When I was a newlywed twenty years ago, a friend gave me her copy of The Challenge of Being a Wife by Ruth E. Hazelwood. It had already been around for awhile by that time, having been published in 1977. Some might consider a thirty five year old book on marriage to be outdated. If marriages that emphasize commitment, selflessness, and putting God first are old-fashioned, then I want an old-fashioned marriage.
Every now and then I pull this book off the shelf and browse through it. It never fails to renew my desire to be desirable wife. It encourages me and makes me smile. I imagine throughout the next twenty years, I’ll keep going back for more reminders and practical tid-bits on how to have a happy marriage.
Here are some of the gems found in The Challenge of Being a Wife:
“Be glad that you are a woman with womanly things to do. Take your place with confidence and pride. Be a first class woman and not a second rate man!”
“Why not accept the fact that no husband is faultless? Some men may excel others, but all fall short at times. Be thankful they do, else how could they live with us and all our imperfections? How would you like YOU for a wife?”
“Love should make others feel good about themselves.”
“Try to go one whole day without criticizing or complaining about anything or anybody.”
“Love your husband for what he is, love him for what he is not, then love him again for what he may become.”
“Your husband sees himself through your eyes. What does he see?”
“While the problems that arise in your marriage may not be of your doing, your reactions to them can make or break the marriage. It takes two to make a bad marriage.”
“There can be no genuine happiness without God.”
“The three traits a man looks for in a wife are femininity, understanding, and a happy disposition.”
“A common mistake is expecting your husband to know how you feel or to see that you need help. He is not a mind reader just because he loves you. Learn to ask when you need his help. Don’t be a martyr.”
“It is more blessed to give than receive, but by giving you will also be receiving.”
Prayer for Today: Thank you for the reminder, Lord, that good marriages don’t just happen. Help me to fill each day with gratitude and giving.
11 thoughts on “A Book on My Nightstand”
Thank you for this post! Love you!
Love you, too, April!
Kathy you always encourage me with your words on your blog and facebook status’. I appreciate it more than you may ever know.

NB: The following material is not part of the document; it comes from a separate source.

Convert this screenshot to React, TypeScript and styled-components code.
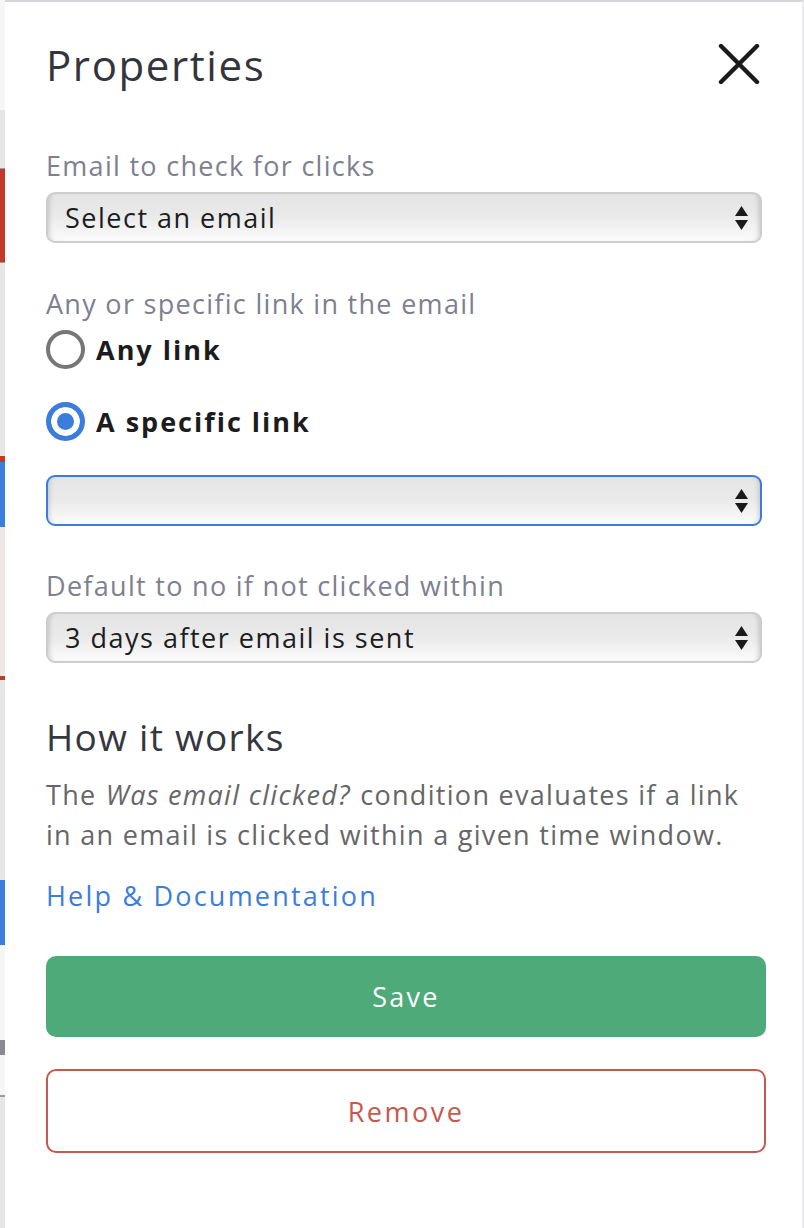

Thanks for YOUR encouraging comment, Lori!
I married the year that book was published. It’s always good to be reminded of these things! Thank you!
Congratulations on 35 years of marriage!
You speak how my heart feels. I love being connected to other couples who’s relationship was founded and molded by God, and staying true and strong in his word with love. Everything you stated is right on and perfect. Your blogs always are a constant reminder and makes me smile. Thanks Kathy! Bless you guys!
Thank you, Jennifer! And thank you for your thoughts about being connected to other strong couples. Beautiful!
Thank you for this post… I am going to look for this book on Amazon right now! All of us need a good reminder to nurture our marriages. So many “Christians” around us are giving up on their marriages these days, but posts like this help us keep on keepin’ on. Hope to see you at PTP next month!
Kathy, I love reading your blog. In March 2013 my husband Paul passed away. We would have been married 15 years in November. I have noticed how negative women speak of their husbands. That was one thing that Paul and I agreed upon when we got married. We would never speak ill of each other to outsiders. As it turned out we did not speak bad to each other. Keep up your wonderful ministry.
Thank you, Janie! Thank you for sharing that insightful tip. Great advice! I’m so very sorry to hear about the loss of your husband.